### Given exercise
Please write the listing below out again exactly, leaving every picture behind.

### Given material
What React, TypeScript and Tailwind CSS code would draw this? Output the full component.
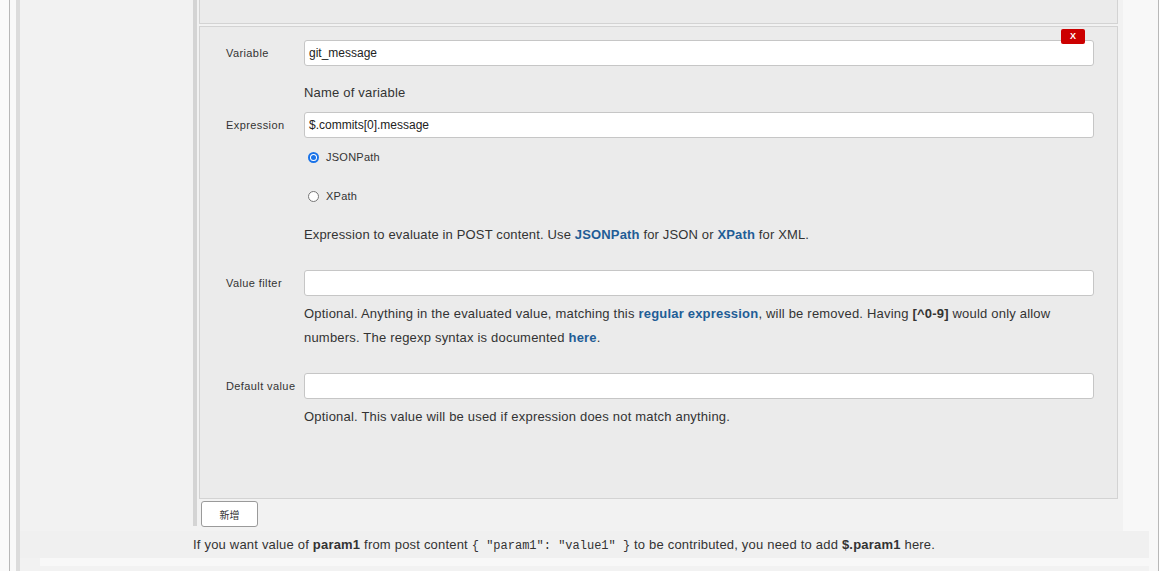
import React from 'react';

const font = { fontFamily: '"Liberation Sans", Arial, sans-serif' };

const Field: React.FC<{ label: string; value?: string; className?: string }> = ({ label, value = '', className = '' }) => (
  <div className={`flex items-center h-[26px] ${className}`}>
    <div className="w-[78px] text-[11px] tracking-[0.4px] text-[#333]">{label}</div>
    <div className="flex-1 h-[26px] bg-white border border-[#c6c6c6] rounded-[3px] px-[4px] flex items-center text-[12px] text-[#222]">
      {value}
    </div>
  </div>
);

const Radio: React.FC<{ checked?: boolean; label: string; className?: string }> = ({ checked, label, className = '' }) => (
  <div className={`ml-[78px] h-[20px] flex items-center ${className}`}>
    {checked ? (
      <span className="ml-[4px] w-[11px] h-[11px] rounded-full bg-[#1a73e8] flex items-center justify-center">
        <span className="w-[7px] h-[7px] rounded-full bg-white flex items-center justify-center">
          <span className="w-[5px] h-[5px] rounded-full bg-[#1a73e8]" />
        </span>
      </span>
    ) : (
      <span className="ml-[4px] w-[11px] h-[11px] rounded-full bg-white border border-[#767676]" />
    )}
    <span className="ml-[7px] text-[11px] tracking-[0.25px] text-[#333]">{label}</span>
  </div>
);

const Link: React.FC<{ children: React.ReactNode }> = ({ children }) => (
  <span className="text-[#1f5d96] font-semibold">{children}</span>
);

export default function App() {
  return (
    <div className="w-[1164px] h-[571px] overflow-hidden bg-white flex" style={font}>
      <div className="w-[9px] bg-[#fafafa]" />
      <div className="w-[1150px] border-x border-[#b8b8b8] bg-[#f9f9f9] pl-[6px] flex">
        <div className="flex-1 border-l-4 border-[#dcdcdc] flex flex-col">
          {/* main area */}
          <div className="h-[531px] flex">
            <div className="w-[1103px] bg-[#f2f2f2] pl-[173px] pr-[5px]">
              <div className="h-[526px] border-l-4 border-[#d4d4d4] pl-[2px]">
                <div className="h-[24px] bg-[#ebebeb] border-x border-b border-[#d3d3d3]" />
                <div className="relative mt-[2px] h-[473px] bg-[#ebebeb] border border-[#d3d3d3] pl-[26px] pr-[23px] pt-[13px] text-[#333]">
                  <div className="absolute top-[2px] right-[32px] w-[24px] h-[15px] bg-[#cc0000] rounded-[2px] flex items-center justify-center text-white text-[9px] font-bold">
                    X
                  </div>
                  <Field label="Variable" value="git_message" />
                  <div className="ml-[78px] mt-[15px] text-[13px] leading-[24px] tracking-[0.2px]">Name of variable</div>
                  <Field label="Expression" value="$.commits[0].message" className="mt-[7px]" />
                  <Radio checked label="JSONPath" className="mt-[9px]" />
                  <Radio label="XPath" className="mt-[19px]" />
                  <div className="ml-[78px] mt-[17px] text-[13px] leading-[24px] tracking-[0.15px]">
                    Expression to evaluate in POST content. Use <Link>JSONPath</Link> for JSON or <Link>XPath</Link> for XML.
                  </div>
                  <Field label="Value filter" className="mt-[23px]" />
                  <div className="ml-[78px] mt-[6px] text-[13px] leading-[24px] tracking-[0.2px]">
                    Optional. Anything in the evaluated value, matching this <Link>regular expression</Link>, will be removed. Having{' '}
                    <b>[^0-9]</b> would only allow
                    <br />
                    numbers. The regexp syntax is documented <Link>here</Link>.
                  </div>
                  <Field label="Default value" className="mt-[23px]" />
                  <div className="ml-[78px] mt-[6px] text-[13px] leading-[24px] tracking-[0.2px]">
                    Optional. This value will be used if expression does not match anything.
                  </div>
                </div>
                <button
                  className="mt-[2px] ml-[2px] w-[57px] h-[26px] bg-white border border-[#9a9a9a] rounded-[3px] text-[10px] text-[#333] flex items-center justify-center"
                  style={{ fontFamily: '"Noto Sans CJK SC", "Liberation Sans", sans-serif' }}
                >
                  新增
                </button>
              </div>
            </div>
            <div className="flex-1 bg-[#f8f8f8]" />
          </div>
          {/* help row */}
          <div className="h-[27px] flex">
            <div className="w-[1129px] bg-[#f0f0f0] pl-[173px] text-[13px] leading-[27px] tracking-[0.2px] text-[#333] whitespace-nowrap">
              If you want value of <b>param1</b> from post content{' '}
              <span className="text-[12px] tracking-normal" style={{ fontFamily: '"Liberation Mono", monospace' }}>
                {'{ "param1": "value1" }'}
              </span>{' '}
              to be contributed, you need to add <b>$.param1</b> here.
            </div>
            <div className="flex-1 bg-[#f8f8f8]" />
          </div>
          <div className="h-[8px] flex">
            <div className="w-[20px] bg-[#f2f2f2]" />
            <div className="flex-1 bg-[#f8f8f8]" />
          </div>
          <div className="flex-1 flex">
            <div className="w-[1129px] bg-[#f2f2f2]" />
            <div className="flex-1 bg-[#f8f8f8]" />
          </div>
        </div>
      </div>
      <div className="flex-1 bg-white" />
    </div>
  );
}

### Response for this exercise
What React, TypeScript and Tailwind CSS code would draw this? Output the full component.
import React from 'react';

const font = { fontFamily: '"Liberation Sans", Arial, sans-serif' };

const Field: React.FC<{ label: string; value?: string; className?: string }> = ({ label, value = '', className = '' }) => (
  <div className={`flex items-center h-[26px] ${className}`}>
    <div className="w-[78px] text-[11px] tracking-[0.4px] text-[#333]">{label}</div>
    <div className="flex-1 h-[26px] bg-white border border-[#c6c6c6] rounded-[3px] px-[4px] flex items-center text-[12px] text-[#222]">
      {value}
    </div>
  </div>
);

const Radio: React.FC<{ checked?: boolean; label: string; className?: string }> = ({ checked, label, className = '' }) => (
  <div className={`ml-[78px] h-[20px] flex items-center ${className}`}>
    {checked ? (
      <span className="ml-[4px] w-[11px] h-[11px] rounded-full bg-[#1a73e8] flex items-center justify-center">
        <span className="w-[7px] h-[7px] rounded-full bg-white flex items-center justify-center">
          <span className="w-[5px] h-[5px] rounded-full bg-[#1a73e8]" />
        </span>
      </span>
    ) : (
      <span className="ml-[4px] w-[11px] h-[11px] rounded-full bg-white border border-[#767676]" />
    )}
    <span className="ml-[7px] text-[11px] tracking-[0.25px] text-[#333]">{label}</span>
  </div>
);

const Link: React.FC<{ children: React.ReactNode }> = ({ children }) => (
  <span className="text-[#1f5d96] font-semibold">{children}</span>
);

export default function App() {
  return (
    <div className="w-[1164px] h-[571px] overflow-hidden bg-white flex" style={font}>
      <div className="w-[9px] bg-[#fafafa]" />
      <div className="w-[1150px] border-x border-[#b8b8b8] bg-[#f9f9f9] pl-[6px] flex">
        <div className="flex-1 border-l-4 border-[#dcdcdc] flex flex-col">
          {/* main area */}
          <div className="h-[531px] flex">
            <div className="w-[1103px] bg-[#f2f2f2] pl-[173px] pr-[5px]">
              <div className="h-[526px] border-l-4 border-[#d4d4d4] pl-[2px]">
                <div className="h-[24px] bg-[#ebebeb] border-x border-b border-[#d3d3d3]" />
                <div className="relative mt-[2px] h-[473px] bg-[#ebebeb] border border-[#d3d3d3] pl-[26px] pr-[23px] pt-[13px] text-[#333]">
                  <div className="absolute top-[2px] right-[32px] w-[24px] h-[15px] bg-[#cc0000] rounded-[2px] flex items-center justify-center text-white text-[9px] font-bold">
                    X
                  </div>
                  <Field label="Variable" value="git_message" />
                  <div className="ml-[78px] mt-[15px] text-[13px] leading-[24px] tracking-[0.2px]">Name of variable</div>
                  <Field label="Expression" value="$.commits[0].message" className="mt-[7px]" />
                  <Radio checked label="JSONPath" className="mt-[9px]" />
                  <Radio label="XPath" className="mt-[19px]" />
                  <div className="ml-[78px] mt-[17px] text-[13px] leading-[24px] tracking-[0.15px]">
                    Expression to evaluate in POST content. Use <Link>JSONPath</Link> for JSON or <Link>XPath</Link> for XML.
                  </div>
                  <Field label="Value filter" className="mt-[23px]" />
                  <div className="ml-[78px] mt-[6px] text-[13px] leading-[24px] tracking-[0.2px]">
                    Optional. Anything in the evaluated value, matching this <Link>regular expression</Link>, will be removed. Having{' '}
                    <b>[^0-9]</b> would only allow
                    <br />
                    numbers. The regexp syntax is documented <Link>here</Link>.
                  </div>
                  <Field label="Default value" className="mt-[23px]" />
                  <div className="ml-[78px] mt-[6px] text-[13px] leading-[24px] tracking-[0.2px]">
                    Optional. This value will be used if expression does not match anything.
                  </div>
                </div>
                <button
                  className="mt-[2px] ml-[2px] w-[57px] h-[26px] bg-white border border-[#9a9a9a] rounded-[3px] text-[10px] text-[#333] flex items-center justify-center"
                  style={{ fontFamily: '"Noto Sans CJK SC", "Liberation Sans", sans-serif' }}
                >
                  新增
                </button>
              </div>
            </div>
            <div className="flex-1 bg-[#f8f8f8]" />
          </div>
          {/* help row */}
          <div className="h-[27px] flex">
            <div className="w-[1129px] bg-[#f0f0f0] pl-[173px] text-[13px] leading-[27px] tracking-[0.2px] text-[#333] whitespace-nowrap">
              If you want value of <b>param1</b> from post content{' '}
              <span className="text-[12px] tracking-normal" style={{ fontFamily: '"Liberation Mono", monospace' }}>
                {'{ "param1": "value1" }'}
              </span>{' '}
              to be contributed, you need to add <b>$.param1</b> here.
            </div>
            <div className="flex-1 bg-[#f8f8f8]" />
          </div>
          <div className="h-[8px] flex">
            <div className="w-[20px] bg-[#f2f2f2]" />
            <div className="flex-1 bg-[#f8f8f8]" />
          </div>
          <div className="flex-1 flex">
            <div className="w-[1129px] bg-[#f2f2f2]" />
            <div className="flex-1 bg-[#f8f8f8]" />
          </div>
        </div>
      </div>
      <div className="flex-1 bg-white" />
    </div>
  );
}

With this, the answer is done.